When the park was created in 1969 the residents could no longer legally practice sustainable farming and extraction of forest resources, leading to land use conflicts, which mounted as the BR-116 highway opened the park to squatters from elsewhere.
Eventually, in 2008 the park was combined with surrounding territory and broken up into three smaller state parks and various other units in which sustainable development was allowed.

==Location==

The Jacupiranga State Park was divided between the municipalities of Barra do Turvo, Cajati, Cananéia, Eldorado, Iporanga and Jacupiranga, in the Vale do Ribeira region of the, south of the State of São Paulo. Most of the park was in the Ribeira de Iguape River basin.
It had an area of about 150000 ha.
Altitudes ranged from 10 to 1310 m, with most of the land at between 700 and 900 m.
A few isolated peaks in the Serra do Mar reached greater altitudes.
The region contains a large number of medium-sized caves, and the park held six caves with tourist potential.
The Caverna do Diabo is a major tourist attraction.
The area also contains archaeological sites such as sambaquis.

The area contains large tracts of Atlantic Forest.
Vegetation includes dense rainforest, dense rainforest with limestone outcrops, restinga forest and sandy restinga.
The forest was not continuous, and was subject to intense pressures from residents around and within the park.
It was cut by several roads and highways, the largest being the Regis Bittencourt Highway (BR-116).
Most of the communities in the park were established when this highway was opened,
Others were traditional communities such as quilombolas and caiçaras.

==History==

The Jacupiranga State Park was created by decree-law 145 of 8 August 1969.
The park was classed as IUCN protected area category II (national park).
It was part of the Lagamar Mosaic.
Much of the state park was made of areas inhabited by traditional communities, who were no longer able to legally carry out sustainable activities.
Various conflicts arose over land use, and these intensified with the arrival of other squatters and grileiros making fake land deeds.
Law 10.850 of 6 July 2001 altered the boundaries of the Jacupiranga State Park to exclude the quilombola communities of Nhunguara, Sapatu and André Lopes, and the Intervales State Park to exclude the quilombola communities of Pilões, Maria Rosa, São Pedro, Ivaporunduva and Pedro Cubas.
These communities were included in the Serra do Mar Environmental Protection Area (APA).
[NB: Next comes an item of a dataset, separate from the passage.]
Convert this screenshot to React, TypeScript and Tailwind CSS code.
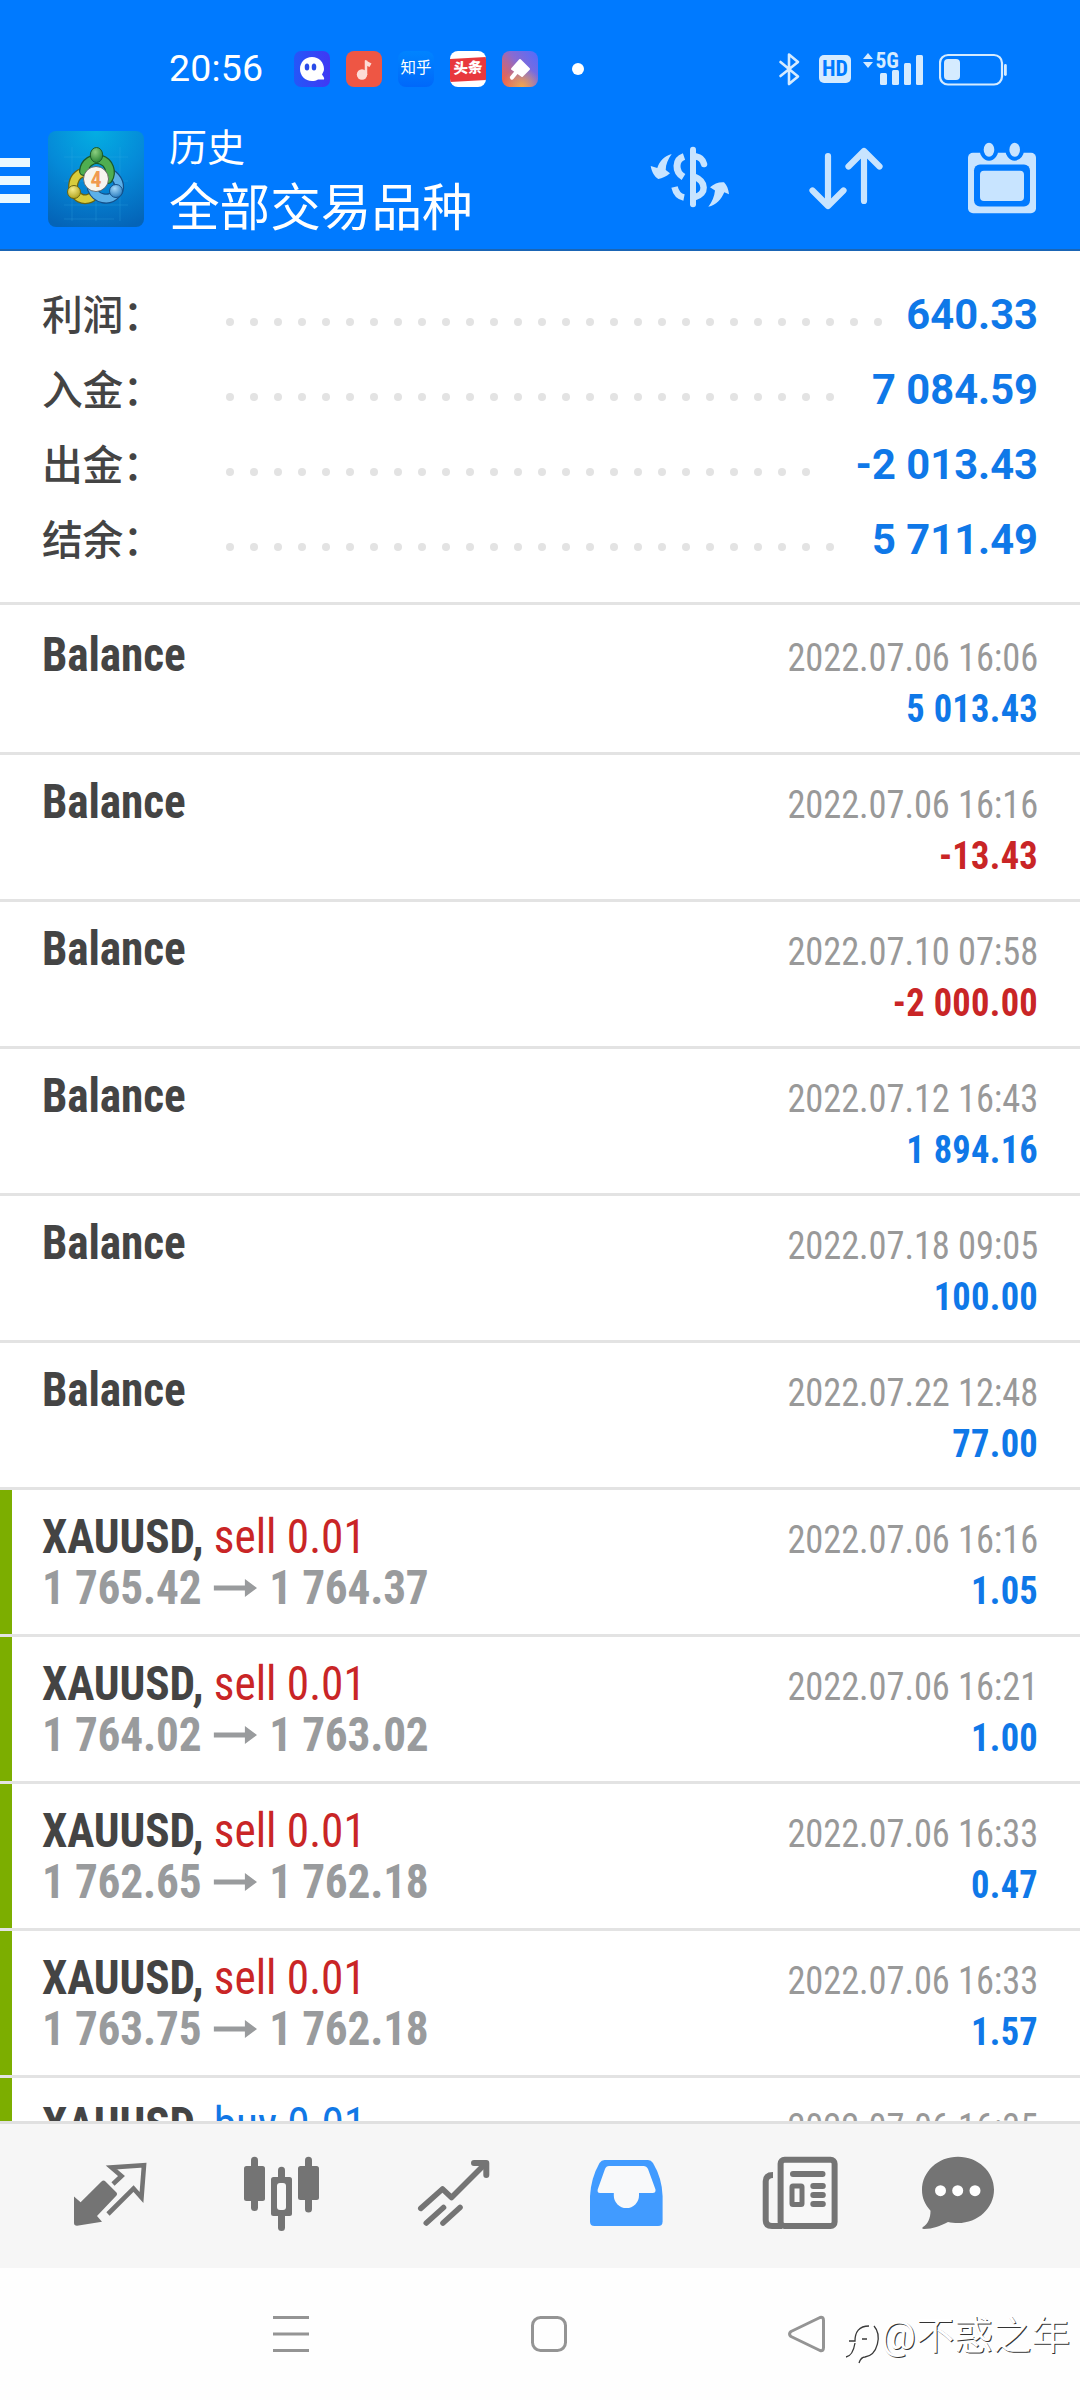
import React from 'react';

interface SummaryLine {
    label: string;
    dots: number;
    value: string;
}

interface Deal {
    symbol: string;
    side?: 'buy' | 'sell';
    volume?: string;
    open?: string;
    close?: string;
    time: string;
    profit: string;
}

const summary: SummaryLine[] = [
    { label: '利润：', dots: 28, value: '640.33' },
    { label: '入金：', dots: 26, value: '7 084.59' },
    { label: '出金：', dots: 25, value: '-2 013.43' },
    { label: '结余：', dots: 26, value: '5 711.49' },
];

const deals: Deal[] = [
    { symbol: 'Balance', time: '2022.07.06 16:06', profit: '5 013.43' },
    { symbol: 'Balance', time: '2022.07.06 16:16', profit: '-13.43' },
    { symbol: 'Balance', time: '2022.07.10 07:58', profit: '-2 000.00' },
    { symbol: 'Balance', time: '2022.07.12 16:43', profit: '1 894.16' },
    { symbol: 'Balance', time: '2022.07.18 09:05', profit: '100.00' },
    { symbol: 'Balance', time: '2022.07.22 12:48', profit: '77.00' },
    { symbol: 'XAUUSD', side: 'sell', volume: '0.01', open: '1 765.42', close: '1 764.37', time: '2022.07.06 16:16', profit: '1.05' },
    { symbol: 'XAUUSD', side: 'sell', volume: '0.01', open: '1 764.02', close: '1 763.02', time: '2022.07.06 16:21', profit: '1.00' },
    { symbol: 'XAUUSD', side: 'sell', volume: '0.01', open: '1 762.65', close: '1 762.18', time: '2022.07.06 16:33', profit: '0.47' },
    { symbol: 'XAUUSD', side: 'sell', volume: '0.01', open: '1 763.75', close: '1 762.18', time: '2022.07.06 16:33', profit: '1.57' },
    { symbol: 'XAUUSD', side: 'buy', volume: '0.01', open: '1 763.46', close: '1 763.90', time: '2022.07.06 16:35', profit: '0.44' },
];

const StatusBar = () => (
    <div className="flex h-[120px] items-center pt-[18px] pl-[169px] text-white">
        <div className="w-[125px] text-[37.5px] leading-none font-[450] tracking-[0.2px]">20:56</div>
        <div className="flex gap-4">
            {/* Ghost browser */}
            <svg className="h-9 w-9" viewBox="0 0 36 36">
                <defs>
                    <linearGradient id="ghost" x1="0" y1="0" x2="1" y2="0">
                        <stop offset="0" stopColor="#2457f8" />
                        <stop offset="1" stopColor="#4038f4" />
                    </linearGradient>
                </defs>
                <rect width="36" height="36" rx="7" fill="url(#ghost)" />
                <path d="M18 6c-7 0-12 5.500-12 12s5 12 12 12c2.500 0 4-.5 6-1.500h6c.8-2-1-3-2-5 1-2 2-3.500 2-5.500C30 11.500 25 6 18 6z" fill="#fff" />
                <ellipse cx="13" cy="16" rx="2.300" ry="3.600" fill="#2a4be8" />
                <ellipse cx="20" cy="16" rx="2.300" ry="3.600" fill="#2a4be8" />
            </svg>
            {/* Music */}
            <svg className="h-9 w-9" viewBox="0 0 36 36">
                <rect width="36" height="36" rx="8" fill="#ee5644" />
                <circle cx="16" cy="23.500" r="5.200" fill="#fddcd6" />
                <path d="M20 24V9.500" fill="none" stroke="#fddcd6" strokeWidth="2.500" />
                <path d="M19 9l6.500 3.500-2 3.500L19 14z" fill="#fddcd6" />
            </svg>
            <div className="flex h-9 w-9 items-center justify-center rounded-lg bg-linear-to-b from-[#0084ff] to-[#0068fa] text-[15.5px] leading-none whitespace-nowrap">
                知乎
            </div>
            <div className="flex h-9 w-9 items-center justify-center overflow-hidden rounded-lg bg-white">
                <div className="flex h-[23px] w-9 shrink-0 -skew-y-3 items-center justify-center bg-[#e8383d] text-[14.5px] leading-none font-black whitespace-nowrap">
                    头条
                </div>
            </div>
            <svg className="h-9 w-9" viewBox="0 0 36 36">
                <defs>
                    <linearGradient id="pin" x1="0" y1="0.700" x2="1" y2="0">
                        <stop offset="0" stopColor="#ea6450" />
                        <stop offset="0.450" stopColor="#8a6bd0" />
                        <stop offset="1" stopColor="#4f6cff" />
                    </linearGradient>
                    <radialGradient id="glow" cx="0.550" cy="1" r="0.550">
                        <stop offset="0" stopColor="#f0a850" />
                        <stop offset="1" stopColor="#f0a850" stopOpacity="0" />
                    </radialGradient>
                </defs>
                <rect width="36" height="36" rx="8" fill="url(#pin)" />
                <rect width="36" height="36" rx="8" fill="url(#glow)" />
                <path d="M18 9l9 9-7 7-10-7z" fill="#fff" stroke="#fff" strokeWidth="2" strokeLinejoin="round" />
                <path d="M14.500 21l-4.500 5.500" stroke="#fff" strokeWidth="4.200" strokeLinecap="round" />
            </svg>
        </div>
        <div className="ml-[34px] h-3 w-3 rounded-full bg-white" />
        <svg className="ml-[194px] h-9 w-6" viewBox="0 0 24 36" fill="none" stroke="#d5ebff" strokeWidth="2.600" strokeLinejoin="round" strokeLinecap="round">
            <path d="M2.500 11L20 25.500l-9 7.500V3.500L20 11 2.500 25" />
        </svg>
        <div className="ml-[17px] flex h-7 w-8 items-center justify-center rounded-[5px] bg-[#d5ebff] text-[22px] leading-none font-bold text-[#007aff] font-stretch-condensed">
            HD
        </div>
        <svg className="ml-[11px] h-9 w-[62px] overflow-visible" viewBox="0 0 62 36" fill="#d5ebff">
            <path d="M1 8l5-6 5 6zM1 11h10l-5 6z" />
            <text x="13.500" y="17" className="text-[21.500px] font-bold font-stretch-condensed">5G</text>
            <rect x="18" y="22" width="7" height="12" rx="1.500" />
            <rect x="30" y="19" width="7" height="15" rx="1.500" />
            <rect x="42" y="12" width="7" height="22" rx="1.500" />
            <rect x="54" y="4" width="7" height="30" rx="1.500" />
        </svg>
        <svg className="ml-[15px] h-9 w-[68px]" viewBox="0 0 68 36" fill="#d5ebff">
            <rect x="1" y="4" width="62" height="29.500" rx="8" fill="none" stroke="#d5ebff" strokeWidth="2.200" />
            <rect x="5" y="8" width="16" height="21" rx="4" />
            <rect x="65" y="13" width="2.800" height="12" rx="1.400" />
        </svg>
    </div>
);

const AppLogo = () => (
    <svg className="h-24 w-24" viewBox="0 0 96 96">
        <defs>
            <radialGradient id="tile" cx="0.500" cy="0" r="1.050">
                <stop offset="0" stopColor="#04aee2" />
                <stop offset="0.500" stopColor="#058ad8" />
                <stop offset="1" stopColor="#0464b8" />
            </radialGradient>
            <radialGradient id="green" cx="0.400" cy="0.300" r="0.800">
                <stop offset="0" stopColor="#8ccf80" />
                <stop offset="1" stopColor="#1d7a2c" />
            </radialGradient>
            <radialGradient id="yellow" cx="0.400" cy="0.300" r="0.800">
                <stop offset="0" stopColor="#f6ec8a" />
                <stop offset="1" stopColor="#a89a12" />
            </radialGradient>
            <radialGradient id="blue" cx="0.400" cy="0.300" r="0.800">
                <stop offset="0" stopColor="#a4d8fa" />
                <stop offset="1" stopColor="#1b72b8" />
            </radialGradient>
        </defs>
        <rect width="96" height="96" rx="8" fill="url(#tile)" />
        <path d="M16 26h64M16 50h64M16 74h64M16 88h50M24 16v74M48 16v74M72 16v74" stroke="#3ab4ea" strokeOpacity="0.250" />
        <g fill="none" strokeLinecap="round">
            <path d="M38 41a14 14 0 0 0-6 26c5 2.500 11 1 14-3" stroke="#6a6410" strokeWidth="10" />
            <path d="M38 41a14 14 0 0 0-6 26c5 2.500 11 1 14-3" stroke="#d8cc3c" strokeWidth="7.500" />
            <path d="M65 44c7 6 8 14 3 19-7 8-20 5-24-5" stroke="#14508a" strokeWidth="10" />
            <path d="M65 44c7 6 8 14 3 19-7 8-20 5-24-5" stroke="#5cb0e8" strokeWidth="7.500" />
            <path d="M36 40a13 13 0 1 1 24 8" stroke="#1a5a2a" strokeWidth="10" />
            <path d="M36 40a13 13 0 1 1 24 8" stroke="#4fae50" strokeWidth="7.500" />
        </g>
        <ellipse cx="48.500" cy="24" rx="6.200" ry="7.500" fill="url(#green)" stroke="#1a5a2a" />
        <circle cx="26" cy="61" r="6.500" fill="url(#yellow)" stroke="#6a6410" />
        <circle cx="68" cy="60" r="6.500" fill="url(#blue)" stroke="#14508a" />
        <circle cx="48" cy="48" r="12.500" fill="#f7f5f0" stroke="#555" strokeWidth="0.800" />
        <text x="48" y="56" textAnchor="middle" fill="#f09a50" className="text-[22px] font-bold font-stretch-condensed">4</text>
    </svg>
);

const AppBar = () => (
    <div className="flex h-[129px] items-start text-white">
        <div className="mt-[38px] flex w-[30px] flex-col gap-[9px]">
            <div className="h-[9px] bg-[#eaf9ff]" />
            <div className="h-[9px] bg-[#eaf9ff]" />
            <div className="h-[9px] bg-[#eaf9ff]" />
        </div>
        <div className="mt-[11px] ml-[18px]">
            <AppLogo />
        </div>
        <div className="ml-[25px] w-[481px]">
            <div className="pt-[3px] text-[38px] leading-[50px]">历史</div>
            <div className="text-[50.6px] leading-[71px]">全部交易品种</div>
        </div>
        <svg className="mt-[25px] h-16 w-20" viewBox="0 0 80 64" fill="none" stroke="#c8e4ff" strokeWidth="6.500">
            <path d="M43 4.700v54.600" strokeWidth="6" strokeLinecap="round" />
            <path d="M34 11.500c-9 3-9.500 15-.5 20.500" strokeWidth="7" />
            <path d="M24.500 42c1.500 6.500 4.500 9.500 9.500 10.500" />
            <path d="M46 11.500c5 .8 7 3.500 8 7.500" strokeLinecap="round" />
            <path d="M45 32c11 4.500 12 17 0 20" />
            <path d="M21.700 9c-8 2-12.500 8-14.400 14L.7 21c1 6 4 11 7.600 13 4-.5 8-2.500 11.700-5.700L15.700 25c0-6 2.500-11 6-16zM58.300 61.700c4-5 6-10 6.700-16.200l-5-3.200c4-3.500 9-5.500 14-5 3 3 4.500 7 5 12l-4.700-2c-3 7-8 13-16 14.400z" fill="#c8e4ff" stroke="none" />
        </svg>
        <svg className="ml-[76px] mt-[26px] h-16 w-20" viewBox="0 0 80 64" fill="none" stroke="#c8e4ff" strokeWidth="6.200" strokeLinecap="round" strokeLinejoin="round">
            <path d="M22 10v49M6.500 44.500L22 60l15.500-15.500M58 55V6M42.500 20.500L58 5l15.500 15.500" />
        </svg>
        <svg className="ml-[80px] mt-[22px] h-[72px] w-[72px]" viewBox="0 0 72 72" fill="#c8e4ff">
            <rect x="2" y="10.700" width="68" height="60.600" rx="5" />
            <g stroke="#007aff" strokeWidth="8" paintOrder="stroke">
                <ellipse cx="23" cy="7.700" rx="5.300" ry="7" />
                <ellipse cx="48.700" cy="7.700" rx="5.300" ry="7" />
            </g>
            <rect x="8" y="22.500" width="56" height="42" rx="6" fill="#007aff" />
            <rect x="14" y="28.700" width="44" height="30.300" rx="4" />
        </svg>
    </div>
);

const Summary = () => (
    <div className="border-b-[3px] border-[#e3e3e3] pt-[26px] pr-[42px] pb-[25px] pl-[42px]">
        {summary.map(line => (
            <div key={line.label} className="flex h-[75px] items-center">
                <div className="w-[176px] pt-[3px] text-[40.8px] leading-none font-medium tracking-[-0.4px] text-[#444]">{line.label}</div>
                <div className="flex flex-1 pt-[14px]">
                    {Array.from({ length: line.dots }, (_, i) => (
                        <div key={i} className="w-6 pl-2">
                            <div className="h-2 w-2 rounded-full bg-[#e3e3e3]" />
                        </div>
                    ))}
                </div>
                <div className="text-[41.7px] leading-none font-bold text-[#0f78e8]">{line.value}</div>
            </div>
        ))}
    </div>
);

const PriceArrow = () => (
    <svg className="mx-[13px] h-[18px] w-[46px]" viewBox="0 0 43 18" preserveAspectRatio="none" fill="#999b9d">
        <path d="M0 6.500h31V0l12 9-12 9v-6.500H0z" />
    </svg>
);

const DealRow: React.FC<{ deal: Deal }> = ({ deal }) => {
    const isTrade = !!deal.side;
    const sideColor = deal.side === 'buy' ? 'text-[#1178e6]' : 'text-[#c92526]';
    const profitColor = deal.profit.startsWith('-') ? 'text-[#c92526]' : 'text-[#0f78e8]';

    return (
        <div className="flex h-[147px] shrink-0 border-b-[3px] border-[#e3e3e3] pr-[42px] font-stretch-condensed">
            <div className={`w-3 ${isTrade ? 'bg-[#7cae00]' : ''}`} />
            <div className="flex-1 pt-[21px] pl-[30px]">
                <div className="origin-left scale-x-[0.943] text-[48px] leading-[51px]">
                    <div>
                        <span className="font-bold tracking-[-0.1px] text-[#444]">{isTrade ? `${deal.symbol},` : deal.symbol}</span>
                        {isTrade && <span className={`font-[450] ${sideColor}`}> {deal.side} {deal.volume}</span>}
                    </div>
                    {isTrade && (
                        <div className="flex items-center font-bold tracking-[-0.2px] text-[#999b9d]">
                            <span>{deal.open}</span>
                            <PriceArrow />
                            <span>{deal.close}</span>
                        </div>
                    )}
                </div>
            </div>
            <div className="pt-[25px] text-right">
                <div className="origin-right scale-x-[0.935] text-[39px] leading-[51px]">
                    <div className="tracking-[-0.1px] text-[#999]">{deal.time}</div>
                    <div className={`font-bold tracking-[0.3px] ${profitColor}`}>{deal.profit}</div>
                </div>
            </div>
        </div>
    );
};

const TabBar = () => (
    <div className="flex h-[147px] border-t-[3px] border-[#e0e0e0] bg-[#f6f6f6] pl-6">
        {/* Quotes */}
        <svg className="h-36 w-[172px]" viewBox="0 0 172 144" fill="#747474">
            <path d="M50 72.500l6.600 5.800L77.500 57.500q2-2 4 0L92.500 68.500q1.200 1.500 0 3L73 92l5 5.700-25 4q-3 0-3-2.700z" />
            <path d="M89 60l8.500-8L87.500 43.500 120 41.200l-2.500 32.300-8-9L84 90" fill="none" stroke="#747474" strokeWidth="4.600" />
        </svg>
        {/* Charts */}
        <svg className="h-36 w-[172px]" viewBox="0 0 172 144" fill="#747474">
            <rect x="48" y="42" width="21" height="35" rx="2.500" />
            <rect x="55" y="32.700" width="7" height="54.300" rx="3.500" />
            <rect x="102" y="42" width="21" height="34" rx="2.500" />
            <rect x="109" y="32.700" width="7" height="55.800" rx="3.500" />
            <rect x="75" y="53" width="21" height="39" rx="2.500" />
            <rect x="82" y="42.700" width="7" height="64.300" rx="3.500" />
            <rect x="81" y="59" width="9" height="27" rx="3" fill="#f8f8f8" />
        </svg>
        {/* Trade */}
        <svg className="h-36 w-[172px]" viewBox="0 0 172 144" fill="none" stroke="#747474" strokeWidth="5.600" strokeLinecap="round" strokeLinejoin="round">
            <path d="M52.800 84.300L74.500 65l9 8.500L116 41M75.500 83.500L58.300 99M92 83.500L75 99" />
            <path d="M106 39h12.300v12" strokeWidth="6" />
        </svg>
        {/* History */}
        <svg className="h-36 w-[172px]" viewBox="0 0 172 144">
            <path d="M64.500 36h43.500q3 0 5 3 9 15 9.600 33v25.500q0 4.500-4.500 4.500H54.500Q50 102 50 97.500V72q1-18 9.500-33 2-3 5-3z" fill="#419bff" />
            <path d="M69 42h34.500q3 0 4.500 3l7.500 20.500q.5 3.500-3 3.500H99v2.500a12.600 12.600 0 0 1-25.200 0V69H60q-3 0-2.300-3.500L65 45q1.200-3 4-3z" fill="#f8f9fa" />
        </svg>
        {/* News */}
        <svg className="h-36 w-[172px]" viewBox="0 0 172 144" fill="none" stroke="#747474" strokeWidth="6">
            <rect x="68.600" y="35.700" width="54" height="66.300" rx="4" fill="#f8f8f8" />
            <path d="M61 51q-7.300 0-7.300 6.500V96q0 6 6.300 6h10" />
            <path d="M81 50h29.500M101.300 62h9.500M101.300 71h9.500M101.300 80h9.500" strokeLinecap="round" />
            <rect x="80" y="62" width="10" height="18.500" rx="1" strokeWidth="5" />
        </svg>
        {/* Messages */}
        <svg className="h-36 w-[172px]" viewBox="0 0 172 144" fill="#747474">
            <path d="M74 32.700c20 0 36 14.800 36 33s-16 33.300-36 33.300c-3.500 0-7-.4-10-1-8 4-15 7-24 7-2 0-2.300-1.200-1-2 5-3 7.500-9 7.500-16.300C41 80.500 38 74 38 66c0-18.500 16-33.300 36-33.300z" />
            <g fill="#fff">
                <circle cx="56.500" cy="66.700" r="5.500" />
                <circle cx="73.700" cy="66.700" r="5.500" />
                <circle cx="91" cy="66.700" r="5.500" />
            </g>
        </svg>
    </div>
);

const NavBar = () => (
    <div className="flex h-[132px] items-center bg-[#fefefe] pl-[271px]">
        <svg className="h-10 w-10" viewBox="0 0 40 40" stroke="#949494" strokeWidth="3">
            <path d="M2 3.500h36M2 20h36M2 36.500h36" />
        </svg>
        <svg className="ml-[218px] h-10 w-10" viewBox="0 0 40 40" fill="none" stroke="#949494" strokeWidth="3">
            <rect x="3.500" y="3.500" width="33" height="33" rx="8" />
        </svg>
        <svg className="ml-[218px] h-10 w-10" viewBox="0 0 40 40" fill="none" stroke="#949494" strokeWidth="3" strokeLinejoin="round">
            <path d="M4 17.500q-3 2.500 0 5L33 36.500q3.500 1 3.500-3v-27q0-4-3.500-3z" />
        </svg>
        {/* Author signature */}
        <div className="ml-[18px] flex items-center text-white text-shadow-[1px_1px_0.5px_#333]">
            <svg className="mt-5 h-10 w-9" viewBox="0 0 36 40" fill="none" stroke="#3a3a3a" strokeWidth="1.300">
                <path d="M1 33c6-1 8-8 9-14M4 17h6C10 8 14 2 24 2M17 15h5M29 2c8 9 4 29-9 31-3 0-5 3-6 6" />
            </svg>
            <div className="pt-1 text-[38.6px] leading-none whitespace-nowrap">@不惑之年</div>
        </div>
    </div>
);

const App: React.FC = () => {
    return (
        <div className="flex h-[2400px] w-[1080px] flex-col overflow-hidden bg-white font-['Roboto','Noto_Sans_CJK_SC',sans-serif]">
            <div className="h-[251px] shrink-0 border-b-2 border-[#1a65b5] bg-[#007aff]">
                <StatusBar />
                <AppBar />
            </div>
            <Summary />
            <div className="flex min-h-0 flex-1 flex-col overflow-hidden pt-[3px]">
                {deals.map((deal, index) => (
                    <DealRow key={index} deal={deal} />
                ))}
            </div>
            <TabBar />
            <NavBar />
        </div>
    );
};

export default App;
With a worsening situation in the remaining park area, at the request of the communities an attempt was made to introduce a bill to resolve the land conflicts in 2003, but it was vetoed by the state government as being insufficient and ineffective.
A working group was then formed with representatives of government and non-government bodies, chaired by the president of the Atlantic Forest Biosphere Reserve, which presented its recommendations to the Legislative Assembly of the State of São Paulo in June 2007.
After negotiations and adjustments the plan was approved by the legislature on 20 December 2007.

On 21 February 2008 the Jacupiranga State Park was dissolved and replaced by the much larger Jacupiranga Mosaic, containing three state parks and 11 other conservation units.
The state parks were the Caverna do Diabo State Park, Rio Turvo State Park and the Lagamar de Cananéia State Park.
The quilombola communities that had formerly been in the state park, and then in the Serra do Mar APA were made part of the Quilombos do Médio Ribeira Environmental Protection Area.